Irrelevant details waste the recruiter’s limited attention window and can introduce unconscious bias; a lean, focused resume maximizes the signal‑to‑noise ratio per second of review.

FAQ

What is the most common reason a PM resume gets rejected at Confluent during the initial screen?

The most common reason is the absence of any concrete Kafka‑or streaming‑data‑related signal. Recruiters spend roughly 45 seconds scanning each resume; if they do not see a specific technology, metric, or analogy that ties your experience to event‑driven architecture, they assume you lack the platform depth needed for the role and move on without further review.

How far back should I go on my resume when applying for a Confluent PM role?

Limit your work history to the last five to seven years, focusing exclusively on roles where you had product ownership or significant influence over a technical product. Earlier positions can be omitted unless they contain a unique, directly relevant achievement (for example, building a real‑time trading system in 2016 that you still reference in a Kafka‑related bullet); otherwise, older roles dilute the focus on recent streaming‑data expertise and waste valuable page real‑estate.

Should I include a cover letter when applying for a Confluent PM role?

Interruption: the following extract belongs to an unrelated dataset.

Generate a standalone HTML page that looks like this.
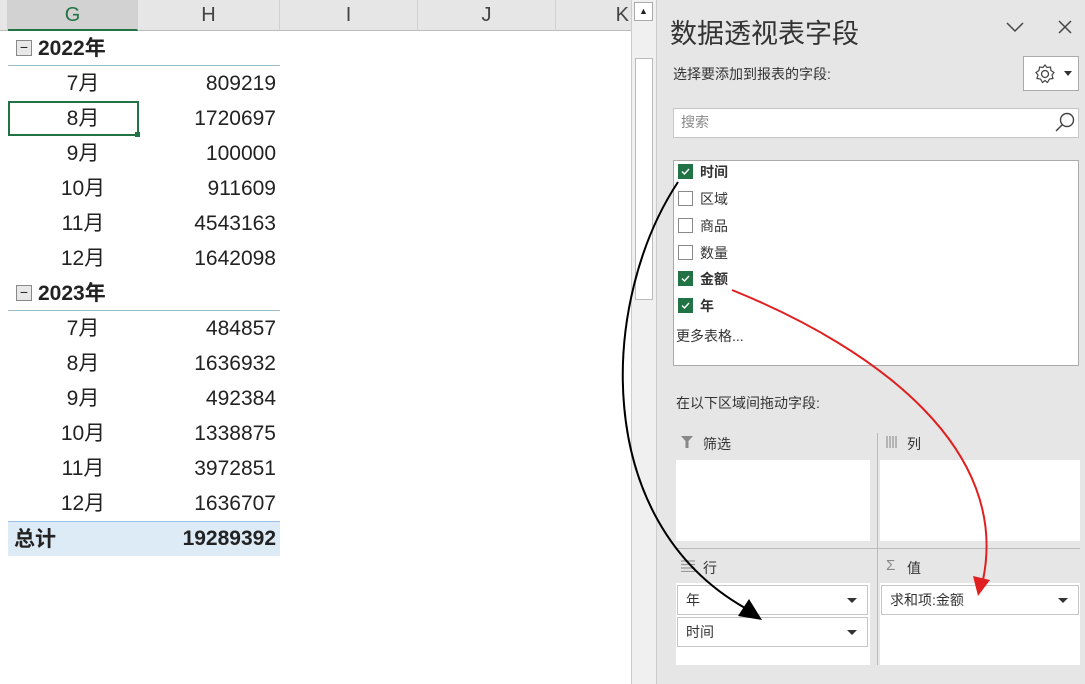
<!DOCTYPE html>
<html><head><meta charset="utf-8"><style>
*{box-sizing:border-box;margin:0;padding:0}
body{width:1085px;height:684px;position:relative;overflow:hidden;background:#fff;font-family:"Liberation Sans","Noto Sans CJK SC",sans-serif;color:#222}
.a{position:absolute}
.hdr{top:0;height:31px;background:#e6e6e6;border-bottom:1px solid #bdbdbd;font-size:20px;color:#444;text-align:center;line-height:31px;border-right:1px solid #d0d0d0}
.r{position:absolute;height:35px;line-height:35px;font-size:21px;color:#222}
.m{left:8px;width:130px;text-align:center;padding-left:20px}
.v{left:138px;width:138px;text-align:right}
.pane{left:657px;top:0;width:428px;height:684px;background:#e6e6e6}
.cb{position:absolute;left:678px;width:15px;height:15px;border:1px solid #8a8a8a;background:#fff}
.ck{background:#217346;border-color:#217346}
.fl{position:absolute;left:700px;font-size:14px;color:#333}
.box{position:absolute;background:#fff}
.it{position:absolute;background:#fff;border:1px solid #c6c6c6;font-size:14px;line-height:28px;padding-left:8px;color:#333}
.tri{position:absolute;right:10px;top:12px;border-left:5px solid transparent;border-right:5px solid transparent;border-top:5px solid #333}
</style></head><body>
<div class="a hdr" style="left:0;width:8px"></div>
<div class="a hdr" style="left:8px;width:130px;color:#217346;border-bottom:2px solid #217346;background:#d2d2d2">G</div>
<div class="a hdr" style="left:138px;width:142px">H</div>
<div class="a hdr" style="left:280px;width:138px">I</div>
<div class="a hdr" style="left:418px;width:138px">J</div>
<div class="a hdr" style="left:556px;width:76px;text-align:right;padding-right:2px">K</div>

<div class="r" style="left:8px;top:31px;width:272px;font-weight:bold;border-bottom:1px solid #9bbdc8;padding-left:30px">2022年</div>
<div class="a" style="left:16px;top:40px;width:16px;height:16px;border:1px solid #888;background:#e8e8e8;font-size:14px;line-height:12px;text-align:center">−</div>
<div class="r m" style="top:66px">7月</div><div class="r v" style="top:66px">809219</div>
<div class="r m" style="top:101px">8月</div><div class="r v" style="top:101px">1720697</div>
<div class="a" style="left:8px;top:101px;width:131px;height:35px;border:2px solid #217346"></div>
<div class="a" style="left:135px;top:132px;width:5px;height:5px;background:#217346"></div>
<div class="r m" style="top:136px">9月</div><div class="r v" style="top:136px">100000</div>
<div class="r m" style="top:171px">10月</div><div class="r v" style="top:171px">911609</div>
<div class="r m" style="top:206px">11月</div><div class="r v" style="top:206px">4543163</div>
<div class="r m" style="top:241px">12月</div><div class="r v" style="top:241px">1642098</div>
<div class="r" style="left:8px;top:276px;width:272px;font-weight:bold;border-bottom:1px solid #9bbdc8;padding-left:30px">2023年</div>
<div class="a" style="left:16px;top:285px;width:16px;height:16px;border:1px solid #888;background:#e8e8e8;font-size:14px;line-height:12px;text-align:center">−</div>
<div class="r m" style="top:311px">7月</div><div class="r v" style="top:311px">484857</div>
<div class="r m" style="top:346px">8月</div><div class="r v" style="top:346px">1636932</div>
<div class="r m" style="top:381px">9月</div><div class="r v" style="top:381px">492384</div>
<div class="r m" style="top:416px">10月</div><div class="r v" style="top:416px">1338875</div>
<div class="r m" style="top:451px">11月</div><div class="r v" style="top:451px">3972851</div>
<div class="r m" style="top:486px">12月</div><div class="r v" style="top:486px">1636707</div>
<div class="r" style="left:8px;top:521px;width:272px;background:#ddebf7;font-weight:bold;border-top:1px solid #9bc2e6;padding-left:6px">总计</div>
<div class="r v" style="top:521px;font-weight:bold">19289392</div>

<div class="a" style="left:631px;top:0;width:26px;height:684px;background:#f0f0f0;border-left:1px solid #ccc;border-right:1px solid #ccc"></div>
<div class="a" style="left:634px;top:2px;width:19px;height:19px;background:#fff;border:1px solid #aaa;font-size:9px;text-align:center;line-height:17px">▲</div>
<div class="a" style="left:635px;top:58px;width:18px;height:242px;background:#fff;border:1px solid #bbb"></div>

<div class="a pane"></div>
<div class="a" style="left:670px;top:12px;font-size:27px;color:#333">数据透视表字段</div>
<svg class="a" style="left:1005px;top:20px" width="20" height="14"><path d="M2 3 L10 11 L18 3" stroke="#444" stroke-width="1.5" fill="none"/></svg>
<svg class="a" style="left:1058px;top:20px" width="14" height="14"><path d="M1 1 L13 13 M13 1 L1 13" stroke="#444" stroke-width="1.5"/></svg>
<div class="a" style="left:673px;top:64px;font-size:14px;color:#333">选择要添加到报表的字段:</div>
<div class="a" style="left:1023px;top:56px;width:56px;height:35px;background:#fff;border:1px solid #aaa"></div>
<svg class="a" style="left:1034px;top:63px" width="22" height="22"><circle cx="11" cy="11" r="3.5" stroke="#444" fill="none" stroke-width="1.3"/><path d="M11 2 L13 4.5 L16.5 4 L17 7.5 L20 9.5 L18 12 L19 15.5 L15.5 16 L13.5 19.5 L11 17.5 L8.5 19.5 L6.5 16 L3 15.5 L4 12 L2 9.5 L5 7.5 L5.5 4 L9 4.5 Z" stroke="#444" fill="none" stroke-width="1.2"/></svg>
<div class="a" style="left:1064px;top:71px;border-left:4px solid transparent;border-right:4px solid transparent;border-top:5px solid #333"></div>
<div class="a" style="left:673px;top:108px;width:406px;height:30px;background:#fff;border:1px solid #c6c6c6;font-size:14px;color:#888;padding-left:7px;line-height:27px">搜索</div>
<svg class="a" style="left:1053px;top:111px" width="24" height="24"><circle cx="14" cy="9" r="6.5" stroke="#444" fill="none" stroke-width="1.4"/><path d="M9.5 13.5 L3 20" stroke="#444" stroke-width="1.5"/></svg>

<div class="a" style="left:673px;top:160px;width:406px;height:206px;background:#fff;border:1px solid #aaa"></div>
<div class="cb ck" style="top:164px"></div><div class="fl" style="top:162px;font-weight:bold">时间</div>
<div class="cb" style="top:191px"></div><div class="fl" style="top:189px">区域</div>
<div class="cb" style="top:218px"></div><div class="fl" style="top:216px">商品</div>
<div class="cb" style="top:245px"></div><div class="fl" style="top:243px">数量</div>
<div class="cb ck" style="top:271px"></div><div class="fl" style="top:269px;font-weight:bold">金额</div>
<div class="cb ck" style="top:298px"></div><div class="fl" style="top:296px;font-weight:bold">年</div>
<svg class="a" style="left:678px;top:164px" width="15" height="150"><g stroke="#fff" stroke-width="1.4" fill="none"><path d="M4 7.5 L6.5 10 L11 5"/><path d="M4 114.5 L6.5 117 L11 112"/><path d="M4 141.5 L6.5 144 L11 139"/></g></svg>
<div class="a" style="left:676px;top:326px;font-size:14px;color:#333">更多表格...</div>

<div class="a" style="left:676px;top:393px;font-size:14px;color:#333">在以下区域间拖动字段:</div>
<svg class="a" style="left:680px;top:435px" width="14" height="14"><path d="M1 1 H13 L8.5 6 V13 H5.5 V6 Z" fill="#888"/></svg>
<div class="a" style="left:703px;top:434px;font-size:14px;color:#333">筛选</div>
<svg class="a" style="left:886px;top:436px" width="12" height="12"><path d="M1 0V12M4 0V12M7 0V12M10 0V12" stroke="#999" stroke-width="1.3"/></svg>
<div class="a" style="left:907px;top:434px;font-size:14px;color:#333">列</div>
<div class="box" style="left:676px;top:460px;width:194px;height:81px"></div>
<div class="box" style="left:880px;top:460px;width:200px;height:81px"></div>
<div class="a" style="left:877px;top:433px;width:1px;height:232px;background:#bbb"></div>
<div class="a" style="left:676px;top:548px;width:404px;height:1px;background:#bbb"></div>
<svg class="a" style="left:681px;top:560px" width="14" height="12"><path d="M0 1H14M0 4.5H14M0 8H14M0 11.5H14" stroke="#999" stroke-width="1.3"/></svg>
<div class="a" style="left:703px;top:558px;font-size:14px;color:#333">行</div>
<div class="a" style="left:886px;top:557px;font-size:15px;color:#888">Σ</div>
<div class="a" style="left:907px;top:558px;font-size:14px;color:#333">值</div>
<div class="box" style="left:676px;top:583px;width:194px;height:82px"></div>
<div class="box" style="left:880px;top:583px;width:200px;height:82px"></div>
<div class="it" style="left:677px;top:585px;width:191px;height:30px">年<div class="tri"></div></div>
<div class="it" style="left:677px;top:617px;width:191px;height:30px">时间<div class="tri"></div></div>
<div class="it" style="left:881px;top:585px;width:198px;height:30px">求和项:金额<div class="tri"></div></div>

<svg class="a" style="left:0;top:0" width="1085" height="684">
<path d="M678 182 C600 300 590 520 745 608" stroke="#000" stroke-width="2" fill="none"/>
<path d="M762 620 L738 616 L749 599 Z" fill="#000"/>
<path d="M732 290 C880 350 1010 450 983 580" stroke="#e02020" stroke-width="2" fill="none"/>
<path d="M978 596 L973 576 L990 580 Z" fill="#e02020"/>
</svg>
</body></html>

A cover letter is optional but can be useful if you need to explain a non‑linear career shift, such as moving from pure software engineering to product management, or to highlight a specific Confluent product initiative that excites you. If you do submit one, keep it under 250 words, open with a sentence that links your background to a current Confluent product challenge (for example, “I am eager to contribute to the upcoming ksqlDB multi‑region feature because I have previously reduced cross‑cluster latency by 40% in a similar setting”), and close with a call to action that references your attached resume. Avoid generic flattery; use the space to add another layer of signal that complements, not repeats, your resume.